Using the entries that follow, state how many lines contain the word "components". The response is that number and nothing more.

++++ Data shown

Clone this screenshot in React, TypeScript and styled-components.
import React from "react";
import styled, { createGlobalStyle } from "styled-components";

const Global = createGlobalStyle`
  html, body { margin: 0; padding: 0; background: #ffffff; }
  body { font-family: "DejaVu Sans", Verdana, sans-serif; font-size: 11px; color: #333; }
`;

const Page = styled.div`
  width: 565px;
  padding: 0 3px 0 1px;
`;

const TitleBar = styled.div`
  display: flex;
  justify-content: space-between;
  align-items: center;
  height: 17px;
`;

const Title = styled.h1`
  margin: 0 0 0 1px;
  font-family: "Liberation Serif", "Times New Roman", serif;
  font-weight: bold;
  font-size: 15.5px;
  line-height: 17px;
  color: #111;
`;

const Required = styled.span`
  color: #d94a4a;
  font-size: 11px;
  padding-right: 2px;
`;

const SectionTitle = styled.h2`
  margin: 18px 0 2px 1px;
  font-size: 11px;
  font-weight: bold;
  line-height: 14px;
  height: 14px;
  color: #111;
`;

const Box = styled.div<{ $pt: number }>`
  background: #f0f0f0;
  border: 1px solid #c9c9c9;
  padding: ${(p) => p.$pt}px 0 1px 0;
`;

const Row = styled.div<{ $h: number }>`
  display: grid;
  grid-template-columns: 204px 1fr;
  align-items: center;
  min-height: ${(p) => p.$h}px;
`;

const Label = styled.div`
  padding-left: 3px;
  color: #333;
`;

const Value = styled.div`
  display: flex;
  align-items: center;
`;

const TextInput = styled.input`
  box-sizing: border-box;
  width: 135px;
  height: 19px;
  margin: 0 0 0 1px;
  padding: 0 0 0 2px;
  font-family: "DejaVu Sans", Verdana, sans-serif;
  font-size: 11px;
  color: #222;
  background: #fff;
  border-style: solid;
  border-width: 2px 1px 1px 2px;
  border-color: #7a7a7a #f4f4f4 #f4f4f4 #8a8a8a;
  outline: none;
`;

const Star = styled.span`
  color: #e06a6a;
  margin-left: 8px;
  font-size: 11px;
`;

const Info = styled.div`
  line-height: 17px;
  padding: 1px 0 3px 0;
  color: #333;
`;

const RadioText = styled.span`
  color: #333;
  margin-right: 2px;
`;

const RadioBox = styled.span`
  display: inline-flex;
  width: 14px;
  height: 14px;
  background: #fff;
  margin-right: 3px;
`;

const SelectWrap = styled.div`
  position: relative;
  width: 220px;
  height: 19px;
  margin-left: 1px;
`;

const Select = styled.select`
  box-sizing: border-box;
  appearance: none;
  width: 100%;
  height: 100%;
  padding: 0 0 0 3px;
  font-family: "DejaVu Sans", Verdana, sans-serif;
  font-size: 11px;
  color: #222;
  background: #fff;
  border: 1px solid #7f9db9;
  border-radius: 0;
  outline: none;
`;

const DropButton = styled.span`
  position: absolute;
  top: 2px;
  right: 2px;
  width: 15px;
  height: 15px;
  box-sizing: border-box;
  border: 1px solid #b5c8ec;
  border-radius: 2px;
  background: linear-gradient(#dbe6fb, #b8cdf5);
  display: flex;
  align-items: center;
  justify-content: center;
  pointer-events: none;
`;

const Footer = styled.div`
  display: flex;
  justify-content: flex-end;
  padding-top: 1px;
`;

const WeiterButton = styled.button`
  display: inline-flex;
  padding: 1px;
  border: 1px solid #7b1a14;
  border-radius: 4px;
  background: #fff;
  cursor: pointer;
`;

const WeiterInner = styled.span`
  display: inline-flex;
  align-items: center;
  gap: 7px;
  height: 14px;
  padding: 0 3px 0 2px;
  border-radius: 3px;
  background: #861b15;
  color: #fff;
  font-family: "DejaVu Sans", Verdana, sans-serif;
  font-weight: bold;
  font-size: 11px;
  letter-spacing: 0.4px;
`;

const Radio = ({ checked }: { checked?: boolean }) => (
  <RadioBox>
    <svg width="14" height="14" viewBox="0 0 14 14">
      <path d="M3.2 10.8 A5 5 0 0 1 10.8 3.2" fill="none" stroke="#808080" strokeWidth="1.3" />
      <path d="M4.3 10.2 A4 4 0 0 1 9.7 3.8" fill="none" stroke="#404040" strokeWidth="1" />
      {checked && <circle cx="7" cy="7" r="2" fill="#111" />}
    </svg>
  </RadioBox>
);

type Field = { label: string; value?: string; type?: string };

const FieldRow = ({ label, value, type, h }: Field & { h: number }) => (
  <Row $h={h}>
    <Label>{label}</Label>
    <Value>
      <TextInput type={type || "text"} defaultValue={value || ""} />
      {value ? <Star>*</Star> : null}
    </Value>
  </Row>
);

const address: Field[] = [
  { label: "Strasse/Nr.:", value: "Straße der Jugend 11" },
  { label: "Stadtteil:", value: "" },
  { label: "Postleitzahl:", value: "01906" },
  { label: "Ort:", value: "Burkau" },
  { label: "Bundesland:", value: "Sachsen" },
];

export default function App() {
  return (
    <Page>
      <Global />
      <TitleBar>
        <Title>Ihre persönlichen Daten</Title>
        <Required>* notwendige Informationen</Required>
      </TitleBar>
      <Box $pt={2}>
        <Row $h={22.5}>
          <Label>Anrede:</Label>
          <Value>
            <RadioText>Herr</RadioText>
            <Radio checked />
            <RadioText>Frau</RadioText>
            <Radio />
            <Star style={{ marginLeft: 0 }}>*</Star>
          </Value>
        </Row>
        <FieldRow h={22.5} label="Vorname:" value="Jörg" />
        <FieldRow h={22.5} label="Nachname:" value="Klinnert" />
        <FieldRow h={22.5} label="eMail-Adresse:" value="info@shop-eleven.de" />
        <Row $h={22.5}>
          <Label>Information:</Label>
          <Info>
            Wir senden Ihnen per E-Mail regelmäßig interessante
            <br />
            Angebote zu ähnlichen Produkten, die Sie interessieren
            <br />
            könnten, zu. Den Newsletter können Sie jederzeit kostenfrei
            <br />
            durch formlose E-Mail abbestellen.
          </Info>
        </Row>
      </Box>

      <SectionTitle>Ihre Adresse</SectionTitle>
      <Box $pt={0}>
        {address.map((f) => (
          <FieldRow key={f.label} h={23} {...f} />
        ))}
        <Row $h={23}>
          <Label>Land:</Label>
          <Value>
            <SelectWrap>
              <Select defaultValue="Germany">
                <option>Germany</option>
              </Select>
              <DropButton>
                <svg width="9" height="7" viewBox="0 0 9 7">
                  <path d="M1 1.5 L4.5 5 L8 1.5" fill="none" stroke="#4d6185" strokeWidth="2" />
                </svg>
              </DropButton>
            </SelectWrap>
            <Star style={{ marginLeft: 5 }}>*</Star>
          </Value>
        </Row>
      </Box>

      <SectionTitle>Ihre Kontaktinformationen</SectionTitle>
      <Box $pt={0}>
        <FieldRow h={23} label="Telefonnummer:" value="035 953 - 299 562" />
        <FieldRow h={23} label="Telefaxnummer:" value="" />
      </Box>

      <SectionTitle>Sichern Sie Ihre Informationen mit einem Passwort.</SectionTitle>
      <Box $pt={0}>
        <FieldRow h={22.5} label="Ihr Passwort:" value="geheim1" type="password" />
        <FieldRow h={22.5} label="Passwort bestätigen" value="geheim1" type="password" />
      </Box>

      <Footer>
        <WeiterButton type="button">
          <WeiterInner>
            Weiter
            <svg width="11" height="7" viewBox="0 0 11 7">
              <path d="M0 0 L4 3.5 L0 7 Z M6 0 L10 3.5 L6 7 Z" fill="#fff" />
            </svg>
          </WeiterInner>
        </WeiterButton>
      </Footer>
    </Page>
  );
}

++++++++
++++ Data shown

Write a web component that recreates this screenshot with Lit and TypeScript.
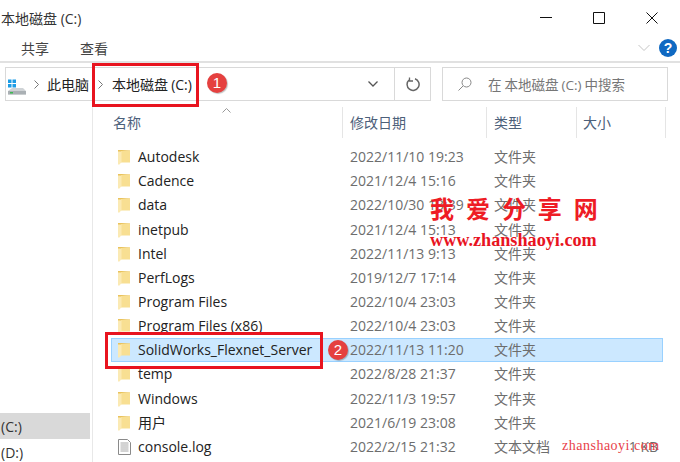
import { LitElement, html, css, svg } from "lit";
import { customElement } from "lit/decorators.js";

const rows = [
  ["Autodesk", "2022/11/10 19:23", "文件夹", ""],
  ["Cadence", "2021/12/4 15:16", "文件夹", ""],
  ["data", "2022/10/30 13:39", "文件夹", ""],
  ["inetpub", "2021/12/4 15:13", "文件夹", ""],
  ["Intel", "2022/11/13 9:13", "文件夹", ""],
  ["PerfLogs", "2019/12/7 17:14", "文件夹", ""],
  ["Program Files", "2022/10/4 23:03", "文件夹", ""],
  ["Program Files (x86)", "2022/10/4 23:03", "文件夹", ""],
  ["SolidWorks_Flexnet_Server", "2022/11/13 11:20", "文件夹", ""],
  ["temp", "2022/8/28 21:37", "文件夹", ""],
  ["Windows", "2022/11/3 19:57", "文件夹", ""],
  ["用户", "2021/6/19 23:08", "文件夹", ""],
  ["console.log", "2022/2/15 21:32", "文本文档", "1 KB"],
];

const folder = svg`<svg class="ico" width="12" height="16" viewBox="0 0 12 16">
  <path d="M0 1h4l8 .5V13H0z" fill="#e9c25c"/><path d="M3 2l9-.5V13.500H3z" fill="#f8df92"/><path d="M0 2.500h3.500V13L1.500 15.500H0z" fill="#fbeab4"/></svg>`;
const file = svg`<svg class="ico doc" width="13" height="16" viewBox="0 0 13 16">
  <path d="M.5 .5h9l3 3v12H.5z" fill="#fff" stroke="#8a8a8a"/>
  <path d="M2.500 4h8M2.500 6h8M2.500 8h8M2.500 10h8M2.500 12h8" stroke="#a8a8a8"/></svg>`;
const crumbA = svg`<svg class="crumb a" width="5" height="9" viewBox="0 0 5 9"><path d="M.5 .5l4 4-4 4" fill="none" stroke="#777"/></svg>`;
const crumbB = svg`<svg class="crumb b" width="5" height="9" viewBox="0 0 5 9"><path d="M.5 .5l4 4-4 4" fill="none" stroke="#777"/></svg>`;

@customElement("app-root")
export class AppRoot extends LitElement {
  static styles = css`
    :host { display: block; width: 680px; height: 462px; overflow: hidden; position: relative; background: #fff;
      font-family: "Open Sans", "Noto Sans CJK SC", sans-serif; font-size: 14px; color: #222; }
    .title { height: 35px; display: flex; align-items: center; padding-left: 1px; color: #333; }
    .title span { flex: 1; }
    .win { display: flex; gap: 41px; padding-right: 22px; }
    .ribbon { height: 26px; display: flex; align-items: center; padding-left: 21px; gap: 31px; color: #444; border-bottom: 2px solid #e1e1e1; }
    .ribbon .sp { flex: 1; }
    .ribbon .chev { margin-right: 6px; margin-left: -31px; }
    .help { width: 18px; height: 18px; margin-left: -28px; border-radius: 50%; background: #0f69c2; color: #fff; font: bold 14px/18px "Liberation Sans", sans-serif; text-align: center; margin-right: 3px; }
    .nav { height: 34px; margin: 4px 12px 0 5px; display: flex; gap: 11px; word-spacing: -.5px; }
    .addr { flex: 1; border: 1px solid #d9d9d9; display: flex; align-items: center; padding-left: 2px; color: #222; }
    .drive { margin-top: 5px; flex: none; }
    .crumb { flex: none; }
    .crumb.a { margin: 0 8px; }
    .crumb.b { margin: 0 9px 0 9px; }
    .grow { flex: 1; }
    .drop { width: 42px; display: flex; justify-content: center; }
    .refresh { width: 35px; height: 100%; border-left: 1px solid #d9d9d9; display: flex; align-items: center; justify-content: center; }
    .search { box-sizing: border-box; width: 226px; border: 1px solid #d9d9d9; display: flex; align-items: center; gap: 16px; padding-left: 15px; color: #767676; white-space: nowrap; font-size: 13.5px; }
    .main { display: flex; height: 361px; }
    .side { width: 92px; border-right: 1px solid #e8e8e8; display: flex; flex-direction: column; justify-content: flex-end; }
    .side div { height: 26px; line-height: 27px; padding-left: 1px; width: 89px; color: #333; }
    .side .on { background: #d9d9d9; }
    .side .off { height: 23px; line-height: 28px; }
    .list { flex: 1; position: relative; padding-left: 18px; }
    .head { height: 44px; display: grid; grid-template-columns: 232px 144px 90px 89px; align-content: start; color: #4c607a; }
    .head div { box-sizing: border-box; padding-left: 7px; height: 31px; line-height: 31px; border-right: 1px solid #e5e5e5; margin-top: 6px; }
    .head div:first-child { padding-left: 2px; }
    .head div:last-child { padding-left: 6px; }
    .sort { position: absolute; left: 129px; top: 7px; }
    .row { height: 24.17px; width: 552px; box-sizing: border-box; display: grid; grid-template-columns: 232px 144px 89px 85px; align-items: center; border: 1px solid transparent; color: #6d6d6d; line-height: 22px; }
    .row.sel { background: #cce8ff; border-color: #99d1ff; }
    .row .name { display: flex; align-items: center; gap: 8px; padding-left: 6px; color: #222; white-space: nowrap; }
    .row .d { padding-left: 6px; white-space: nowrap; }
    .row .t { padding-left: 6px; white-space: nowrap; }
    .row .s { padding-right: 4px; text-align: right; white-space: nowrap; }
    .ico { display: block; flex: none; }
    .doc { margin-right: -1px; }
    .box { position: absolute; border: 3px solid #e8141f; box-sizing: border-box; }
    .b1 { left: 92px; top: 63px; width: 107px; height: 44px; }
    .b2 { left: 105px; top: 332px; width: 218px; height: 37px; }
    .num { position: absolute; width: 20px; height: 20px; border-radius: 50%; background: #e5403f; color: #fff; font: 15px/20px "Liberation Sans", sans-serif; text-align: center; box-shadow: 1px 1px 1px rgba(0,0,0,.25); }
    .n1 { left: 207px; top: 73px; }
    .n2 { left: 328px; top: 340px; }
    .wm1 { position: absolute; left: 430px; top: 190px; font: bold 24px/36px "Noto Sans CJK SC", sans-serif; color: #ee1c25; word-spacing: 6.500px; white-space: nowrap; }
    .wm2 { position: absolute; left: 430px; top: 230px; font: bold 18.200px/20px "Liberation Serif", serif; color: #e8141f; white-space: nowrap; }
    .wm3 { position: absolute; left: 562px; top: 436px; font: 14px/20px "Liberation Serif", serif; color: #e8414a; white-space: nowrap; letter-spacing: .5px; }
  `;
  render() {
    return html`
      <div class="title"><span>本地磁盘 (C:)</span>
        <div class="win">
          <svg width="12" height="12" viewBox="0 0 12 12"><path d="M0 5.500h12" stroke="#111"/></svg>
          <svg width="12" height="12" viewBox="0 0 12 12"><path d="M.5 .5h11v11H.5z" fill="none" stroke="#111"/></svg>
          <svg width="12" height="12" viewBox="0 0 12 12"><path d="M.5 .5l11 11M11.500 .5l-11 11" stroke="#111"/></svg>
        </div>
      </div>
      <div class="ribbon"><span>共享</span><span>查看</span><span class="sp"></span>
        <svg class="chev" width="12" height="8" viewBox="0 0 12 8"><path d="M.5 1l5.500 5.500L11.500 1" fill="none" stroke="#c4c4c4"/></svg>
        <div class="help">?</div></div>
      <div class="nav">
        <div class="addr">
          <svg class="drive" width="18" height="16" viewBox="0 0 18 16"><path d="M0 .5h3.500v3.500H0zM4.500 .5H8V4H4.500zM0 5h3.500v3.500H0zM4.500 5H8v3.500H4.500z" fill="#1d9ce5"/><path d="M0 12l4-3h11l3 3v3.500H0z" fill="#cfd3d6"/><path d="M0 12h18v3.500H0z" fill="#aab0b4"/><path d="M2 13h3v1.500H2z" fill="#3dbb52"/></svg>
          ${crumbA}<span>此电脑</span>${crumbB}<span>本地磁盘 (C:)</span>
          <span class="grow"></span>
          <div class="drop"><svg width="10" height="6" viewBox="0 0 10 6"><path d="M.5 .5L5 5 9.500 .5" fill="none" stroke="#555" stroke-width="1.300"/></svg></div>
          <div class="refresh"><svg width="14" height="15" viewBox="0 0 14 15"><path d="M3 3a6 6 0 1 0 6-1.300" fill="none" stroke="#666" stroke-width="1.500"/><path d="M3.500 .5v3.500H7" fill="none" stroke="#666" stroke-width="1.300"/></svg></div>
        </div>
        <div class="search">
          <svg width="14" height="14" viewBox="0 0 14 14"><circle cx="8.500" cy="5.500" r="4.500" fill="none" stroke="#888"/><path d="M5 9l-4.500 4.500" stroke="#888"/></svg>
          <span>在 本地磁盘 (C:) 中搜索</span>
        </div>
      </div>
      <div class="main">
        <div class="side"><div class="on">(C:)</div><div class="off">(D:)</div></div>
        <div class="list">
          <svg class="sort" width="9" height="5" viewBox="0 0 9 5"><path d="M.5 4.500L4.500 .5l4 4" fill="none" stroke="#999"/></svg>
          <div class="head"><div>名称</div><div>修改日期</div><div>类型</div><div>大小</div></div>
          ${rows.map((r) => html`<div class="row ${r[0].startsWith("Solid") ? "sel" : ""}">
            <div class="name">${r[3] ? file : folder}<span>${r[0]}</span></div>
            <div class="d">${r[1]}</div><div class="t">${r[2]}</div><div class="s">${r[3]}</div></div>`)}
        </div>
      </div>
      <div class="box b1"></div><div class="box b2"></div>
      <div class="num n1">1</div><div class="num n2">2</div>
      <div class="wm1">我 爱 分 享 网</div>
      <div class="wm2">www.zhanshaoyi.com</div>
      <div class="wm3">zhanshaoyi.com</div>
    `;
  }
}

++++++++

**Written response**
2